Do not listen to Jaryn DBT. If you leave, I'll have to leave too. It's getting way too derisive for me to deal with alone! :confused:
 
So peacegirl gets on her Google to find something about quantum mechanics and free will. How nice. :rolleyes:

Putting aside, of course, the fact that no one here is invoking QM to defend compatibilism. I raised it only to question the very first premise of the entire discussion — the premise being that the world is in fact deterministic. What if it isn’t? But no, it appears peacegirl remains intent on misrepresenting what others say.
I thought that in the many worlds logic, a different response could be made using the same exact antecedents, meaning that one choice is not fully determined. That is in conflict with the definition of determinism that compatibilists use. Can't you see the contradiction?

The central notion in the semantic or model theoretic exploration of modal logic.
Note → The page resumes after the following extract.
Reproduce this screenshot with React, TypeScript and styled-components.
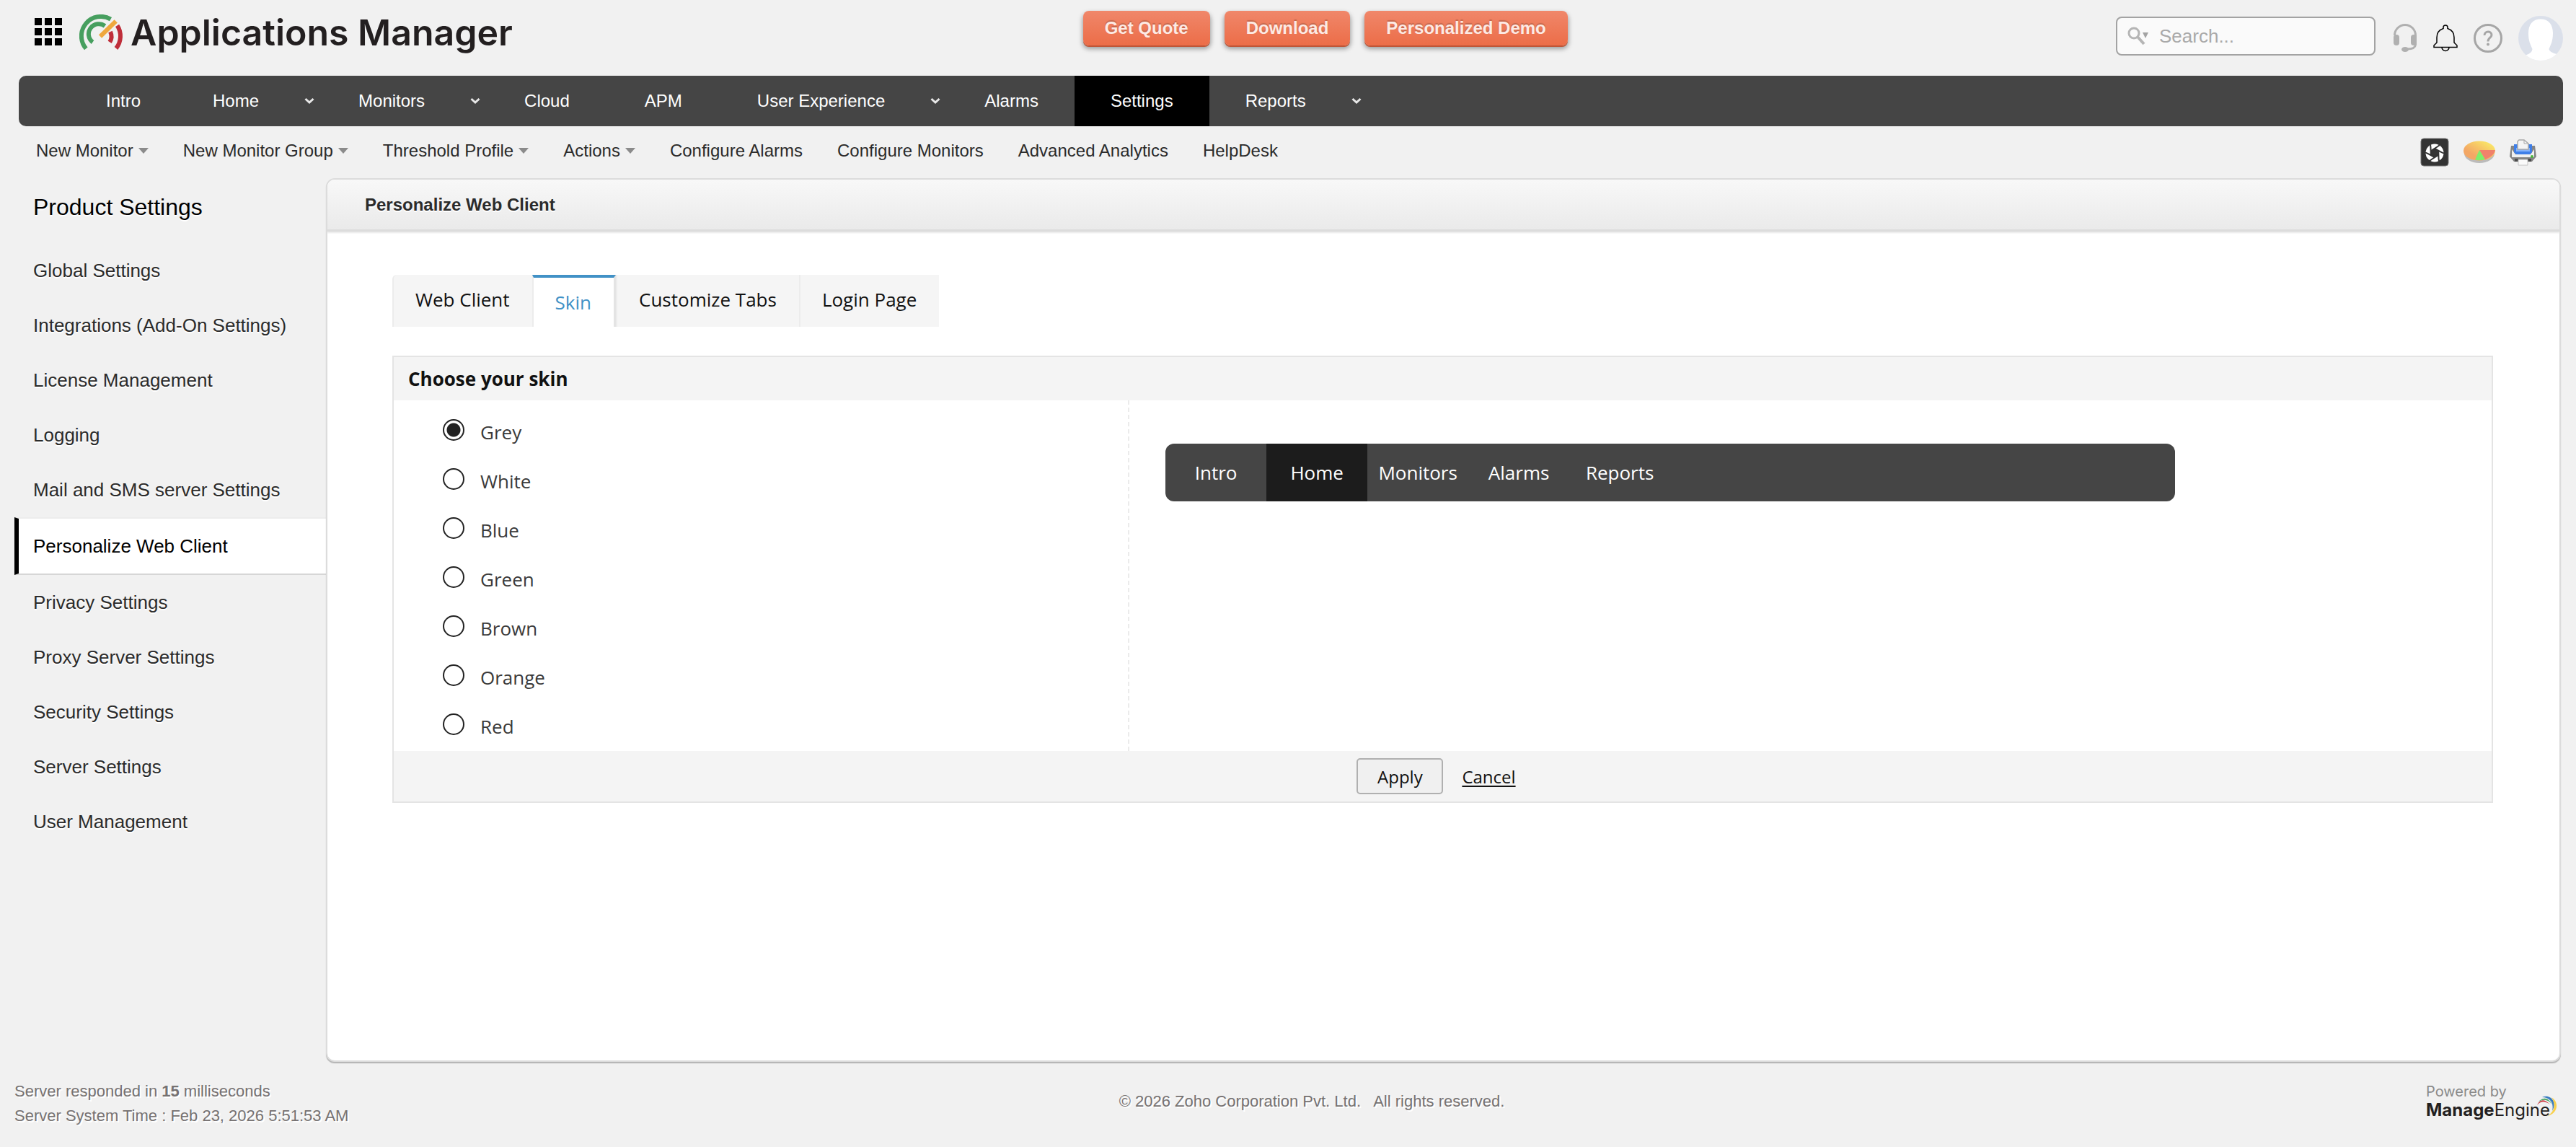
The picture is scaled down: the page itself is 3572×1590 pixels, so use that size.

A possible world is here considered to be a complete state of affairs, or one in which every proposition under consideration has a definite truth-value. A proposition p is necessary (·p) if it is true at all possible worlds, possible (◊p) if it is true at some, and impossible if it is true at none. Various relations can be defined over possible worlds. For example, to model questions arising over the iteration of modal operators, such as whether ·p implies ··p, Kripke defined an accessibility relation over worlds, enabling him to transform this question into the issue of whether, if a proposition is true at all worlds accessible from this, then it is true at all worlds accessible from all worlds accessible from this. To give a theory of counterfactuals, David Lewis used a similarity relationship, so a counterfactual conditional ‘If p had been true, q would have been’ can be regarded as true if it is true at all of the most similar worlds to ours in which p is true.

Although the utility of possible worlds models in exploring modal logic is beyond doubt, the philosophical propriety of the notion has been intensively debated, with the same kinds of position emerging as in the philosophy of mathematics: Platonism, alleging their reality (see modal realism), forms of constructivism, alleging that we create them, and formalism, regarding the notation as a useful tool for logic but nothing more.

That said, superdeterminism is not quantum mechanics — as the physicist Sabine Hossenfelder, who supports superdeterminism, has argued, it is a replacement for QM.

Almost no physicist takes superdeterminism seriously. First, it is fundamentally untestable and unfalsifiable. But more outlandishly, it claims that every experiment we conduct will show QM to be indeterministic when it fact it is not. As many have pointed out, this would throw into question the value of science itself. Superdeterminism is kind of the scientific equivalent of Last Thursdayism.

The fantasy behind Sabine Hossenfelder’s superdeterminism

In which the author likens belief in it to belief that an invisible Flying Spaghetti Monster pushes planets in their orbits.
I'm sure for everybody who rejects Hossenfelder's theory as to why QM follows deterministic laws, there will be those who find her theory reasonable.
 
Since peacegirl raised superdeterminism, how about this idea: Our physical body is a quantum/classical machine operated by free-will decisions of quantum fields. More, the authors (one of whom is the inventor of the microprocessor) say that this idea is testable. If correct, we have libertarian free will.
The funny part is, I actually described a system that is super-deterministic.
I repeat for peacegirl, that I escribed a fully determined relativistic system which I'm pretty sure is capable of being, if not already, "super-deterministic".

"Possibility" reduces to "location" when taking a block view, and block views necessarily require these to be placed at locations.